Copy out the whole listing exactly as written, leaving the pictures behind.
>>>
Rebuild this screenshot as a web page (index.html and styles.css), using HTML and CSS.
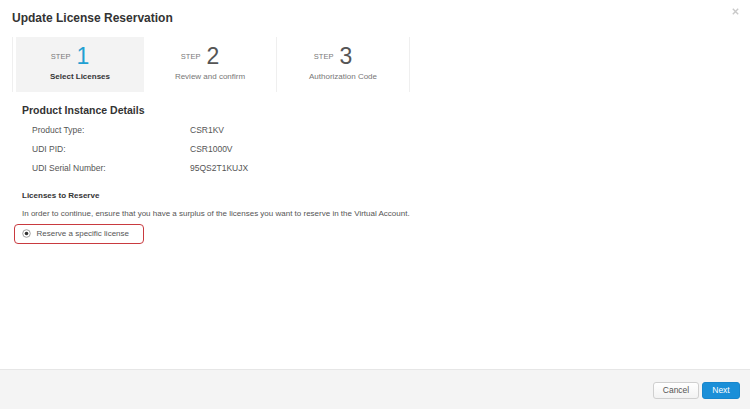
FILE: index.html
```html
<!DOCTYPE html>
<html>
<head>
<meta charset="utf-8">
<link rel="stylesheet" href="styles.css">
</head>
<body>
<div class="modal">
  <div class="header">
    <h1 class="title">Update License Reservation</h1>
    <span class="close" aria-label="Close">
      <svg width="7" height="7" viewBox="0 0 7 7"><path d="M0.8 0.8 L6.2 6.2 M6.2 0.8 L0.8 6.2" stroke="#c9c9c9" stroke-width="1.4" fill="none"/></svg>
    </span>
  </div>

  <div class="steps">
    <div class="step active">
      <div class="step-head"><span class="step-word">STEP</span><span class="step-num">1</span></div>
      <div class="step-label">Select Licenses</div>
    </div>
    <div class="step">
      <div class="step-head"><span class="step-word">STEP</span><span class="step-num">2</span></div>
      <div class="step-label">Review and confirm</div>
    </div>
    <div class="step">
      <div class="step-head"><span class="step-word">STEP</span><span class="step-num">3</span></div>
      <div class="step-label">Authorization Code</div>
    </div>
  </div>

  <div class="content">
    <h2 class="section-title">Product Instance Details</h2>
    <div class="details">
      <div class="row"><span class="label">Product Type:</span><span class="value">CSR1KV</span></div>
      <div class="row"><span class="label">UDI PID:</span><span class="value">CSR1000V</span></div>
      <div class="row"><span class="label">UDI Serial Number:</span><span class="value">95QS2T1KUJX</span></div>
    </div>
    <h3 class="sub-title">Licenses to Reserve</h3>
    <p class="note">In order to continue, ensure that you have a surplus of the licenses you want to reserve in the Virtual Account.</p>
    <label class="radio-option">
      <svg class="radio" width="9" height="9" viewBox="0 0 9 9"><circle cx="4.5" cy="4.5" r="3.8" fill="#fff" stroke="#8a8a8a" stroke-width="0.8"/><circle cx="4.5" cy="4.5" r="1.8" fill="#333"/></svg>
      <span>Reserve a specific license</span>
    </label>
  </div>

  <div class="footer">
    <button class="btn btn-cancel">Cancel</button>
    <button class="btn btn-next">Next</button>
  </div>
</div>
</body>
</html>
```

FILE: styles.css
```css
html, body {
  margin: 0;
  padding: 0;
  background: #ffffff;
}

body {
  font-family: "Liberation Sans", Arial, Helvetica, sans-serif;
  color: #555;
}

.modal {
  width: 750px;
  height: 409px;
  display: flex;
  flex-direction: column;
  background: #fff;
}

.header {
  display: flex;
  justify-content: space-between;
  align-items: flex-start;
  padding: 0 11px 0 12px;
}

.title {
  margin: 11px 0 0 0;
  font-size: 12px;
  line-height: 14px;
  font-weight: bold;
  color: #333;
}

.close {
  display: block;
  margin-top: 8px;
  width: 7px;
  height: 7px;
}

.close svg {
  display: block;
}

.steps {
  display: flex;
  margin: 12px 0 0 12px;
  width: 398px;
  height: 55px;
  border-left: 1px solid #efefef;
}

.step {
  width: 132px;
  border-right: 1px solid #efefef;
  text-align: center;
}

.step.active {
  width: 128px;
  margin-left: 3px;
  background: #f3f3f3;
  border-right: none;
}

.step-head {
  display: flex;
  justify-content: center;
  align-items: center;
  margin-top: 7px;
  padding-right: 20px;
  height: 24px;
  white-space: nowrap;
}

.step-word {
  font-size: 7.5px;
  line-height: 9px;
  color: #7a7a7a;
  margin-right: 6px;
  margin-top: 1px;
}

.step-num {
  font-size: 23px;
  line-height: 24px;
  color: #555;
}

.step.active .step-num {
  color: #1fa0d2;
}

.step-label {
  margin-top: 4px;
  font-size: 8px;
  line-height: 10px;
  color: #777;
  white-space: nowrap;
}

.step.active .step-label {
  font-weight: bold;
  color: #333;
}

.content {
  padding: 11px 0 0 22px;
}

.section-title {
  margin: 0;
  font-size: 10.5px;
  line-height: 14px;
  font-weight: bold;
  color: #333;
}

.details {
  margin-top: 3.5px;
  padding-left: 10px;
}

.row {
  display: flex;
  font-size: 8.5px;
  line-height: 19.4px;
  color: #555;
}

.label {
  width: 158px;
}

.sub-title {
  margin: 11.7px 0 0 0;
  font-size: 8px;
  line-height: 12px;
  font-weight: bold;
  color: #333;
}

.note {
  margin: 5.5px 0 0 0;
  font-size: 8px;
  line-height: 12px;
  color: #555;
}

.radio-option {
  margin: 4px 0 0 -8px;
  width: 130px;
  height: 20px;
  box-sizing: border-box;
  border: 1.5px solid #c93a3f;
  border-radius: 4px;
  display: flex;
  align-items: center;
  padding-left: 6.5px;
  font-size: 8px;
  color: #555;
}

.radio {
  display: block;
  margin-right: 6px;
}

.footer {
  margin-top: auto;
  height: 40px;
  box-sizing: border-box;
  border-top: 1px solid #e6e6e6;
  background: #f4f4f4;
  display: flex;
  justify-content: flex-end;
  align-items: flex-start;
  padding: 12px 10px 0 0;
  gap: 3px;
}

.btn {
  height: 17px;
  box-sizing: border-box;
  font-family: "Liberation Sans", Arial, Helvetica, sans-serif;
  font-size: 8.5px;
  border-radius: 3px;
  padding: 0;
  line-height: 15px;
}

.btn-cancel {
  width: 46px;
  background: linear-gradient(#ffffff, #f2f2f2);
  border: 1px solid #cfcfcf;
  color: #555;
}

.btn-next {
  width: 38px;
  background: #1a8fd8;
  border: 1px solid #1786cc;
  color: #fff;
}
```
<<<
• _CORRECT RESPONSE_
Rebuild this screenshot as a web page (index.html and styles.css), using HTML and CSS.
FILE: index.html
```html
<!DOCTYPE html>
<html>
<head>
<meta charset="utf-8">
<link rel="stylesheet" href="styles.css">
</head>
<body>
<div class="modal">
  <div class="header">
    <h1 class="title">Update License Reservation</h1>
    <span class="close" aria-label="Close">
      <svg width="7" height="7" viewBox="0 0 7 7"><path d="M0.8 0.8 L6.2 6.2 M6.2 0.8 L0.8 6.2" stroke="#c9c9c9" stroke-width="1.4" fill="none"/></svg>
    </span>
  </div>

  <div class="steps">
    <div class="step active">
      <div class="step-head"><span class="step-word">STEP</span><span class="step-num">1</span></div>
      <div class="step-label">Select Licenses</div>
    </div>
    <div class="step">
      <div class="step-head"><span class="step-word">STEP</span><span class="step-num">2</span></div>
      <div class="step-label">Review and confirm</div>
    </div>
    <div class="step">
      <div class="step-head"><span class="step-word">STEP</span><span class="step-num">3</span></div>
      <div class="step-label">Authorization Code</div>
    </div>
  </div>

  <div class="content">
    <h2 class="section-title">Product Instance Details</h2>
    <div class="details">
      <div class="row"><span class="label">Product Type:</span><span class="value">CSR1KV</span></div>
      <div class="row"><span class="label">UDI PID:</span><span class="value">CSR1000V</span></div>
      <div class="row"><span class="label">UDI Serial Number:</span><span class="value">95QS2T1KUJX</span></div>
    </div>
    <h3 class="sub-title">Licenses to Reserve</h3>
    <p class="note">In order to continue, ensure that you have a surplus of the licenses you want to reserve in the Virtual Account.</p>
    <label class="radio-option">
      <svg class="radio" width="9" height="9" viewBox="0 0 9 9"><circle cx="4.5" cy="4.5" r="3.8" fill="#fff" stroke="#8a8a8a" stroke-width="0.8"/><circle cx="4.5" cy="4.5" r="1.8" fill="#333"/></svg>
      <span>Reserve a specific license</span>
    </label>
  </div>

  <div class="footer">
    <button class="btn btn-cancel">Cancel</button>
    <button class="btn btn-next">Next</button>
  </div>
</div>
</body>
</html>
```

FILE: styles.css
```css
html, body {
  margin: 0;
  padding: 0;
  background: #ffffff;
}

body {
  font-family: "Liberation Sans", Arial, Helvetica, sans-serif;
  color: #555;
}

.modal {
  width: 750px;
  height: 409px;
  display: flex;
  flex-direction: column;
  background: #fff;
}

.header {
  display: flex;
  justify-content: space-between;
  align-items: flex-start;
  padding: 0 11px 0 12px;
}

.title {
  margin: 11px 0 0 0;
  font-size: 12px;
  line-height: 14px;
  font-weight: bold;
  color: #333;
}

.close {
  display: block;
  margin-top: 8px;
  width: 7px;
  height: 7px;
}

.close svg {
  display: block;
}

.steps {
  display: flex;
  margin: 12px 0 0 12px;
  width: 398px;
  height: 55px;
  border-left: 1px solid #efefef;
}

.step {
  width: 132px;
  border-right: 1px solid #efefef;
  text-align: center;
}

.step.active {
  width: 128px;
  margin-left: 3px;
  background: #f3f3f3;
  border-right: none;
}

.step-head {
  display: flex;
  justify-content: center;
  align-items: center;
  margin-top: 7px;
  padding-right: 20px;
  height: 24px;
  white-space: nowrap;
}

.step-word {
  font-size: 7.5px;
  line-height: 9px;
  color: #7a7a7a;
  margin-right: 6px;
  margin-top: 1px;
}

.step-num {
  font-size: 23px;
  line-height: 24px;
  color: #555;
}

.step.active .step-num {
  color: #1fa0d2;
}

.step-label {
  margin-top: 4px;
  font-size: 8px;
  line-height: 10px;
  color: #777;
  white-space: nowrap;
}

.step.active .step-label {
  font-weight: bold;
  color: #333;
}

.content {
  padding: 11px 0 0 22px;
}

.section-title {
  margin: 0;
  font-size: 10.5px;
  line-height: 14px;
  font-weight: bold;
  color: #333;
}

.details {
  margin-top: 3.5px;
  padding-left: 10px;
}

.row {
  display: flex;
  font-size: 8.5px;
  line-height: 19.4px;
  color: #555;
}

.label {
  width: 158px;
}

.sub-title {
  margin: 11.7px 0 0 0;
  font-size: 8px;
  line-height: 12px;
  font-weight: bold;
  color: #333;
}

.note {
  margin: 5.5px 0 0 0;
  font-size: 8px;
  line-height: 12px;
  color: #555;
}

.radio-option {
  margin: 4px 0 0 -8px;
  width: 130px;
  height: 20px;
  box-sizing: border-box;
  border: 1.5px solid #c93a3f;
  border-radius: 4px;
  display: flex;
  align-items: center;
  padding-left: 6.5px;
  font-size: 8px;
  color: #555;
}

.radio {
  display: block;
  margin-right: 6px;
}

.footer {
  margin-top: auto;
  height: 40px;
  box-sizing: border-box;
  border-top: 1px solid #e6e6e6;
  background: #f4f4f4;
  display: flex;
  justify-content: flex-end;
  align-items: flex-start;
  padding: 12px 10px 0 0;
  gap: 3px;
}

.btn {
  height: 17px;
  box-sizing: border-box;
  font-family: "Liberation Sans", Arial, Helvetica, sans-serif;
  font-size: 8.5px;
  border-radius: 3px;
  padding: 0;
  line-height: 15px;
}

.btn-cancel {
  width: 46px;
  background: linear-gradient(#ffffff, #f2f2f2);
  border: 1px solid #cfcfcf;
  color: #555;
}

.btn-next {
  width: 38px;
  background: #1a8fd8;
  border: 1px solid #1786cc;
  color: #fff;
}
```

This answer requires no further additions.